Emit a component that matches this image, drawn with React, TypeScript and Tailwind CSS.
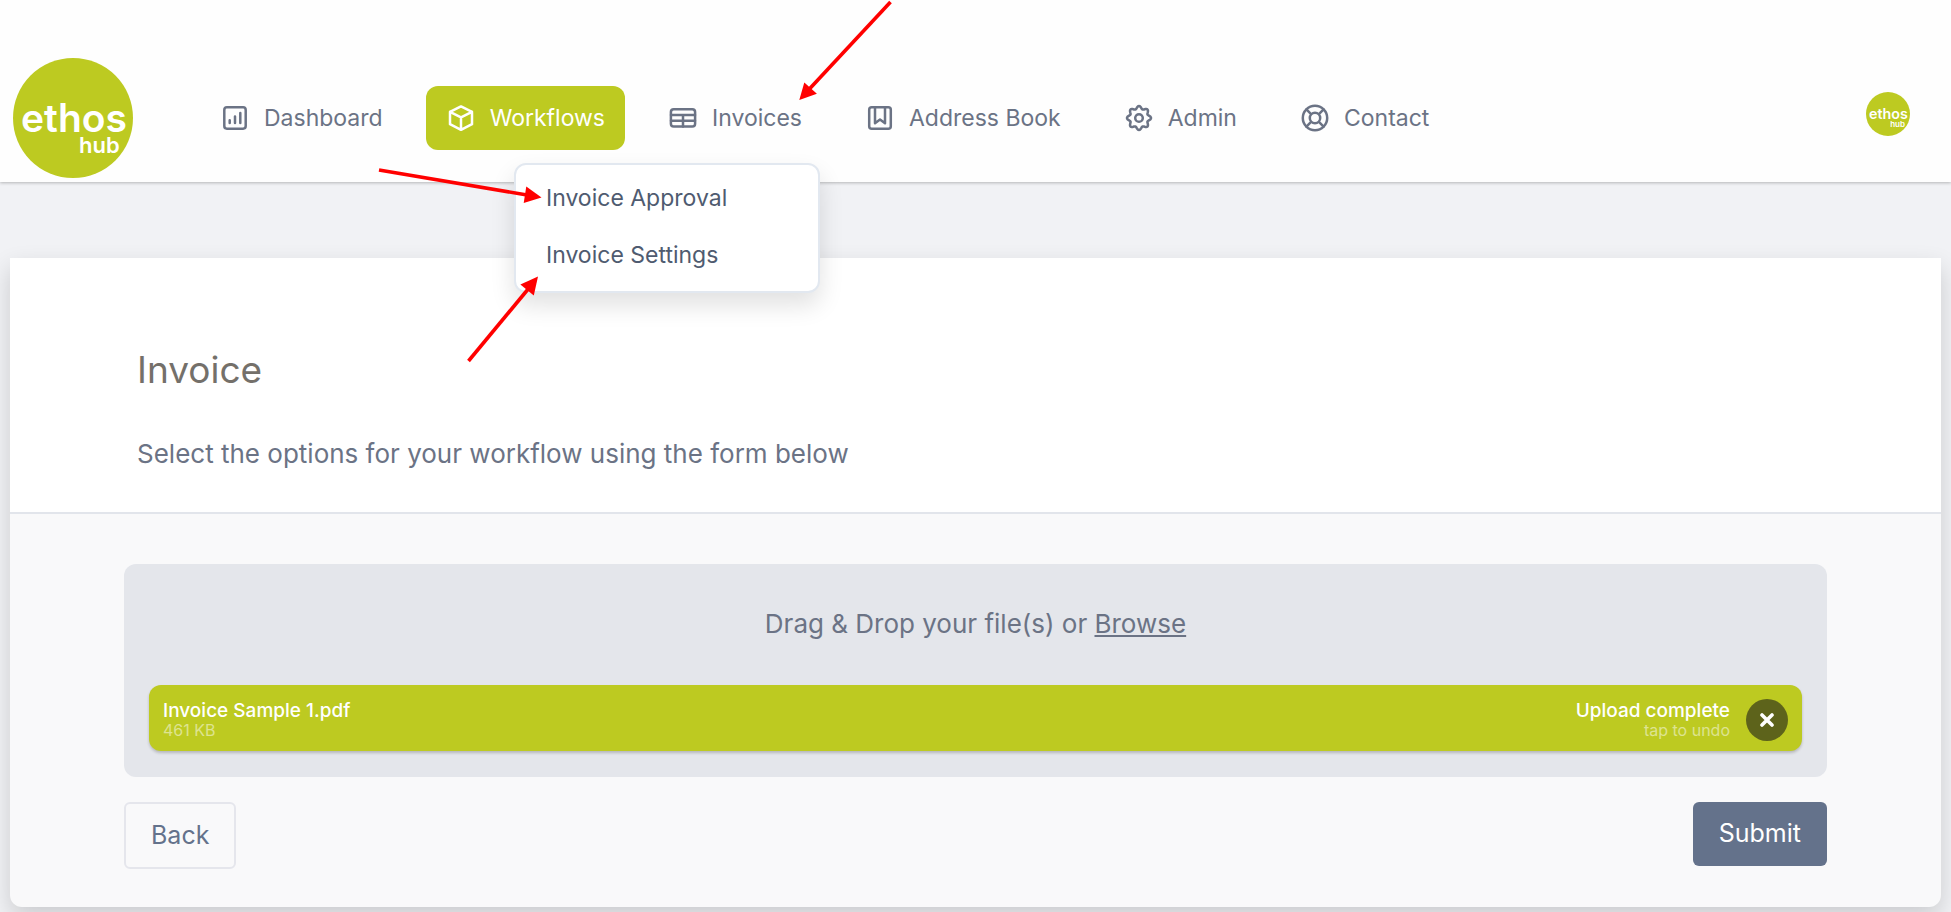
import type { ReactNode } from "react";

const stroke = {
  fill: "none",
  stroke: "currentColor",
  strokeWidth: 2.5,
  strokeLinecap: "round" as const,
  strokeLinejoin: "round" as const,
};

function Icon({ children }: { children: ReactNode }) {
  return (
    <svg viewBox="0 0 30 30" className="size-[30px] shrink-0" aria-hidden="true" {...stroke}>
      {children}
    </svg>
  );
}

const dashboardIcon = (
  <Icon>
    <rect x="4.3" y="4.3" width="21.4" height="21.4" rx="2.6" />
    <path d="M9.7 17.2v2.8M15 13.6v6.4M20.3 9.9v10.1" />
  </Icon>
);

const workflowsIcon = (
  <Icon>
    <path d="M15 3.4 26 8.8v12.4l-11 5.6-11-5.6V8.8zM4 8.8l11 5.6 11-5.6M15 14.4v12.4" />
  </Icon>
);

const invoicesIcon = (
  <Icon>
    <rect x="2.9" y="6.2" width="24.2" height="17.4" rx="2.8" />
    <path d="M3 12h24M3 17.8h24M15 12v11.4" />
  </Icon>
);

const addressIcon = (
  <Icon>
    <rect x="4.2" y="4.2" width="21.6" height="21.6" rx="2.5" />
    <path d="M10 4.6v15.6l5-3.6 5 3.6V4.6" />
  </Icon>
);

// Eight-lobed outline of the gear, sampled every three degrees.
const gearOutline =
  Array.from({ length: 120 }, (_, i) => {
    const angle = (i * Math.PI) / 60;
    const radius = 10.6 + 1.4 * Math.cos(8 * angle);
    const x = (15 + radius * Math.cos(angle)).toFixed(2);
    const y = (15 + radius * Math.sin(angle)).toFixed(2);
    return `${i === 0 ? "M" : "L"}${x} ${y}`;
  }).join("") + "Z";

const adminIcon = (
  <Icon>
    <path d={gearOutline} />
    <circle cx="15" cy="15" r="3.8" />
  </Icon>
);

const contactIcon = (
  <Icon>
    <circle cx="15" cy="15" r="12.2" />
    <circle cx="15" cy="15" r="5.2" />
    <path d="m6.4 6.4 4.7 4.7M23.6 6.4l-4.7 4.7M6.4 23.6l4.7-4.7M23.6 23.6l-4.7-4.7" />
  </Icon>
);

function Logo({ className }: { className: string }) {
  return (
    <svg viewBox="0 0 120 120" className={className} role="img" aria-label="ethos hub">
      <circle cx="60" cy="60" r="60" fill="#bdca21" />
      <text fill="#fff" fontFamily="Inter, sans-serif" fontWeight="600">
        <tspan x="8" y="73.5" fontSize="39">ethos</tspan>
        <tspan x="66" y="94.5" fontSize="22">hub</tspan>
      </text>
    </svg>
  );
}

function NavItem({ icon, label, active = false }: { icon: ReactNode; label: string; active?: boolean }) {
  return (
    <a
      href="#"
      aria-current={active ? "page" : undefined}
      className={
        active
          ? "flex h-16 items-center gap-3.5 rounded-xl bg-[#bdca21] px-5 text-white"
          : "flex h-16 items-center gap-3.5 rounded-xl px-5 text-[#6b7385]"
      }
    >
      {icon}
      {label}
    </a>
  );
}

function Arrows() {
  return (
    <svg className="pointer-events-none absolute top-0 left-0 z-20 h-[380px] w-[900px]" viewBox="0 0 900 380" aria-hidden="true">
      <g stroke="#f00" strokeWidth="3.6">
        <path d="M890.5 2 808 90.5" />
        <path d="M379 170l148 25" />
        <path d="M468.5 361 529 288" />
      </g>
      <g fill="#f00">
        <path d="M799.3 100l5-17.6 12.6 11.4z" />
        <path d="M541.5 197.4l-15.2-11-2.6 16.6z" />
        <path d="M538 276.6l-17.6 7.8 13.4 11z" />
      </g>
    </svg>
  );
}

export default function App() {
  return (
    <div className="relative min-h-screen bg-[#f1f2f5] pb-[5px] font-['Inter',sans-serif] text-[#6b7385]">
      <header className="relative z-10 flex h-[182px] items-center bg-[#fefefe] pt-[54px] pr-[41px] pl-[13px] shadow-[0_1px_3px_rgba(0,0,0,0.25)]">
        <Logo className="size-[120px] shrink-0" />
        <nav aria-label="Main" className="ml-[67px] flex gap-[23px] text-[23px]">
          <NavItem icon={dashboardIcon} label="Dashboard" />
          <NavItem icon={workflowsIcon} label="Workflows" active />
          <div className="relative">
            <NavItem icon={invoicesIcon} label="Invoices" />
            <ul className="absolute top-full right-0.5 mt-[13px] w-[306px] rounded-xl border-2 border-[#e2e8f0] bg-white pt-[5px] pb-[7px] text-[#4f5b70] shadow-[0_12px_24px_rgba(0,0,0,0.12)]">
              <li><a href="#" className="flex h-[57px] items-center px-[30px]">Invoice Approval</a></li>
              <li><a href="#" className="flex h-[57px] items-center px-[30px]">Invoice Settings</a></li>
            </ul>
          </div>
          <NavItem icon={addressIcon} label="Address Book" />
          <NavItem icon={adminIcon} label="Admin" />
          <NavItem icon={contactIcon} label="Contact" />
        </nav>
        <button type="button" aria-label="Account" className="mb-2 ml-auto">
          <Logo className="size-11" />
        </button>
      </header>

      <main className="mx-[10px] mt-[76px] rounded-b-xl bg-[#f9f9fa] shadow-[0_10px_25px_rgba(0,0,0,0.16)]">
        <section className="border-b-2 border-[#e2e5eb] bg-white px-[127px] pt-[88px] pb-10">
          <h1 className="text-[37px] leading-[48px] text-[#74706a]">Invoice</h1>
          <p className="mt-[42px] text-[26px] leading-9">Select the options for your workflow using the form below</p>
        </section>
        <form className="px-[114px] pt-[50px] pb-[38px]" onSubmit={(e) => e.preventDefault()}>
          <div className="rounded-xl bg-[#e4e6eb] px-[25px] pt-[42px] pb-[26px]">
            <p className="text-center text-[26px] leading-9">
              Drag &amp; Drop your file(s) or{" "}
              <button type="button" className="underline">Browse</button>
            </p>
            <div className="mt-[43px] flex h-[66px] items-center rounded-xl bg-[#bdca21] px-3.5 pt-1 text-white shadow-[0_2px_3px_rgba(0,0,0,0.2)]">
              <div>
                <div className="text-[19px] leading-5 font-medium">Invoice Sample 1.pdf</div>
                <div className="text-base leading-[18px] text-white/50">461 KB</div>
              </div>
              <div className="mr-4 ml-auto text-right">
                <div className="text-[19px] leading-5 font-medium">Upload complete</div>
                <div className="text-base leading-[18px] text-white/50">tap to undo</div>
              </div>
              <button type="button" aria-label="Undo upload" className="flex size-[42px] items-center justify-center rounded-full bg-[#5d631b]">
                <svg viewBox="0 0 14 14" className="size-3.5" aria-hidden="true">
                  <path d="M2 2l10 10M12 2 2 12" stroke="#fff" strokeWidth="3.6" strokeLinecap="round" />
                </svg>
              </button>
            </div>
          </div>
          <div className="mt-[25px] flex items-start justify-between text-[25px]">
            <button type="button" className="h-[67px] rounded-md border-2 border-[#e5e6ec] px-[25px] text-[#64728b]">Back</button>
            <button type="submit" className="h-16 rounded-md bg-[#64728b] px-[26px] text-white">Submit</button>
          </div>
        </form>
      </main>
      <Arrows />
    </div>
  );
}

== == ==

WHAT TO PRODUCE: Make an exact copy of the whole listing, but don't bring over any pictures.

ANSWER TO THIS PROBLEM:
Emit a component that matches this image, drawn with React, TypeScript and Tailwind CSS.
import type { ReactNode } from "react";

const stroke = {
  fill: "none",
  stroke: "currentColor",
  strokeWidth: 2.5,
  strokeLinecap: "round" as const,
  strokeLinejoin: "round" as const,
};

function Icon({ children }: { children: ReactNode }) {
  return (
    <svg viewBox="0 0 30 30" className="size-[30px] shrink-0" aria-hidden="true" {...stroke}>
      {children}
    </svg>
  );
}

const dashboardIcon = (
  <Icon>
    <rect x="4.3" y="4.3" width="21.4" height="21.4" rx="2.6" />
    <path d="M9.7 17.2v2.8M15 13.6v6.4M20.3 9.9v10.1" />
  </Icon>
);

const workflowsIcon = (
  <Icon>
    <path d="M15 3.4 26 8.8v12.4l-11 5.6-11-5.6V8.8zM4 8.8l11 5.6 11-5.6M15 14.4v12.4" />
  </Icon>
);

const invoicesIcon = (
  <Icon>
    <rect x="2.9" y="6.2" width="24.2" height="17.4" rx="2.8" />
    <path d="M3 12h24M3 17.8h24M15 12v11.4" />
  </Icon>
);

const addressIcon = (
  <Icon>
    <rect x="4.2" y="4.2" width="21.6" height="21.6" rx="2.5" />
    <path d="M10 4.6v15.6l5-3.6 5 3.6V4.6" />
  </Icon>
);

// Eight-lobed outline of the gear, sampled every three degrees.
const gearOutline =
  Array.from({ length: 120 }, (_, i) => {
    const angle = (i * Math.PI) / 60;
    const radius = 10.6 + 1.4 * Math.cos(8 * angle);
    const x = (15 + radius * Math.cos(angle)).toFixed(2);
    const y = (15 + radius * Math.sin(angle)).toFixed(2);
    return `${i === 0 ? "M" : "L"}${x} ${y}`;
  }).join("") + "Z";

const adminIcon = (
  <Icon>
    <path d={gearOutline} />
    <circle cx="15" cy="15" r="3.8" />
  </Icon>
);

const contactIcon = (
  <Icon>
    <circle cx="15" cy="15" r="12.2" />
    <circle cx="15" cy="15" r="5.2" />
    <path d="m6.4 6.4 4.7 4.7M23.6 6.4l-4.7 4.7M6.4 23.6l4.7-4.7M23.6 23.6l-4.7-4.7" />
  </Icon>
);

function Logo({ className }: { className: string }) {
  return (
    <svg viewBox="0 0 120 120" className={className} role="img" aria-label="ethos hub">
      <circle cx="60" cy="60" r="60" fill="#bdca21" />
      <text fill="#fff" fontFamily="Inter, sans-serif" fontWeight="600">
        <tspan x="8" y="73.5" fontSize="39">ethos</tspan>
        <tspan x="66" y="94.5" fontSize="22">hub</tspan>
      </text>
    </svg>
  );
}

function NavItem({ icon, label, active = false }: { icon: ReactNode; label: string; active?: boolean }) {
  return (
    <a
      href="#"
      aria-current={active ? "page" : undefined}
      className={
        active
          ? "flex h-16 items-center gap-3.5 rounded-xl bg-[#bdca21] px-5 text-white"
          : "flex h-16 items-center gap-3.5 rounded-xl px-5 text-[#6b7385]"
      }
    >
      {icon}
      {label}
    </a>
  );
}

function Arrows() {
  return (
    <svg className="pointer-events-none absolute top-0 left-0 z-20 h-[380px] w-[900px]" viewBox="0 0 900 380" aria-hidden="true">
      <g stroke="#f00" strokeWidth="3.6">
        <path d="M890.5 2 808 90.5" />
        <path d="M379 170l148 25" />
        <path d="M468.5 361 529 288" />
      </g>
      <g fill="#f00">
        <path d="M799.3 100l5-17.6 12.6 11.4z" />
        <path d="M541.5 197.4l-15.2-11-2.6 16.6z" />
        <path d="M538 276.6l-17.6 7.8 13.4 11z" />
      </g>
    </svg>
  );
}

export default function App() {
  return (
    <div className="relative min-h-screen bg-[#f1f2f5] pb-[5px] font-['Inter',sans-serif] text-[#6b7385]">
      <header className="relative z-10 flex h-[182px] items-center bg-[#fefefe] pt-[54px] pr-[41px] pl-[13px] shadow-[0_1px_3px_rgba(0,0,0,0.25)]">
        <Logo className="size-[120px] shrink-0" />
        <nav aria-label="Main" className="ml-[67px] flex gap-[23px] text-[23px]">
          <NavItem icon={dashboardIcon} label="Dashboard" />
          <NavItem icon={workflowsIcon} label="Workflows" active />
          <div className="relative">
            <NavItem icon={invoicesIcon} label="Invoices" />
            <ul className="absolute top-full right-0.5 mt-[13px] w-[306px] rounded-xl border-2 border-[#e2e8f0] bg-white pt-[5px] pb-[7px] text-[#4f5b70] shadow-[0_12px_24px_rgba(0,0,0,0.12)]">
              <li><a href="#" className="flex h-[57px] items-center px-[30px]">Invoice Approval</a></li>
              <li><a href="#" className="flex h-[57px] items-center px-[30px]">Invoice Settings</a></li>
            </ul>
          </div>
          <NavItem icon={addressIcon} label="Address Book" />
          <NavItem icon={adminIcon} label="Admin" />
          <NavItem icon={contactIcon} label="Contact" />
        </nav>
        <button type="button" aria-label="Account" className="mb-2 ml-auto">
          <Logo className="size-11" />
        </button>
      </header>

      <main className="mx-[10px] mt-[76px] rounded-b-xl bg-[#f9f9fa] shadow-[0_10px_25px_rgba(0,0,0,0.16)]">
        <section className="border-b-2 border-[#e2e5eb] bg-white px-[127px] pt-[88px] pb-10">
          <h1 className="text-[37px] leading-[48px] text-[#74706a]">Invoice</h1>
          <p className="mt-[42px] text-[26px] leading-9">Select the options for your workflow using the form below</p>
        </section>
        <form className="px-[114px] pt-[50px] pb-[38px]" onSubmit={(e) => e.preventDefault()}>
          <div className="rounded-xl bg-[#e4e6eb] px-[25px] pt-[42px] pb-[26px]">
            <p className="text-center text-[26px] leading-9">
              Drag &amp; Drop your file(s) or{" "}
              <button type="button" className="underline">Browse</button>
            </p>
            <div className="mt-[43px] flex h-[66px] items-center rounded-xl bg-[#bdca21] px-3.5 pt-1 text-white shadow-[0_2px_3px_rgba(0,0,0,0.2)]">
              <div>
                <div className="text-[19px] leading-5 font-medium">Invoice Sample 1.pdf</div>
                <div className="text-base leading-[18px] text-white/50">461 KB</div>
              </div>
              <div className="mr-4 ml-auto text-right">
                <div className="text-[19px] leading-5 font-medium">Upload complete</div>
                <div className="text-base leading-[18px] text-white/50">tap to undo</div>
              </div>
              <button type="button" aria-label="Undo upload" className="flex size-[42px] items-center justify-center rounded-full bg-[#5d631b]">
                <svg viewBox="0 0 14 14" className="size-3.5" aria-hidden="true">
                  <path d="M2 2l10 10M12 2 2 12" stroke="#fff" strokeWidth="3.6" strokeLinecap="round" />
                </svg>
              </button>
            </div>
          </div>
          <div className="mt-[25px] flex items-start justify-between text-[25px]">
            <button type="button" className="h-[67px] rounded-md border-2 border-[#e5e6ec] px-[25px] text-[#64728b]">Back</button>
            <button type="submit" className="h-16 rounded-md bg-[#64728b] px-[26px] text-white">Submit</button>
          </div>
        </form>
      </main>
      <Arrows />
    </div>
  );
}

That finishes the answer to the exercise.